The other day, I went to see Passengers. I’ll be honest, I mainly went to visit the awesomely cozy Electric Cinema in Shoreditch. Which in hindsight, is probably more worthy of a review than Jennifer Lawrence and Chris Pratt’s distinctively average sci-fi thriller. But hey, let’s try and do this.

The film is set on the spaceship Avalon, which carries hibernating passengers over a 125 year journey towards the promised new colonial world of Homestead II. Due to a technical fault, engineer (and, it quickly turns out, arsehole) Jim Preston finds himself awaken from his sleeping pod 90 years early. Stuck in the middle of space, he is effectively condemned to slowly die alone.

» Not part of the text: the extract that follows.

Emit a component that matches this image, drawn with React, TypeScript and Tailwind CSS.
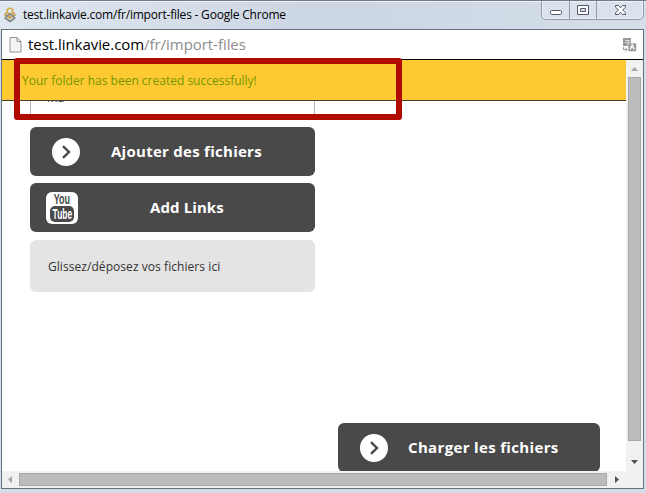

His only company is one of the the film’s good points: android bartender Arthur, played by the disturbingly convincing and quite funny Michael Sheen.

Trapped in his loneliness, Jim begins to stalk fellow passengers including sleeping beauty writer Aurora (Jen Lawrence). After a very short wrestle with his conscience, he decides to wake her up and effectively condemn her to the same tragic fate.

And that’s sort of about it in terms of plot, aside from a randomly short cameo appearance from Laurence Fishburne which is so unnecessary it looks like a parody of Hollywood’s historical tendency to kill off the black guy straight away. Woops, spoiler alert.

Although the chemistry between Pratt and Lawrence’s characters is good, and some of the special effect sequences spectacular (such as the zero-gravity swimming pool scene), the lack of a storyline is far too big an issue for these to be redeeming features.

All in all, Passengers is an eventless and shallow proposition, which lazily relies on the glamour of two attractive big box office names. Very forgettable 4/10.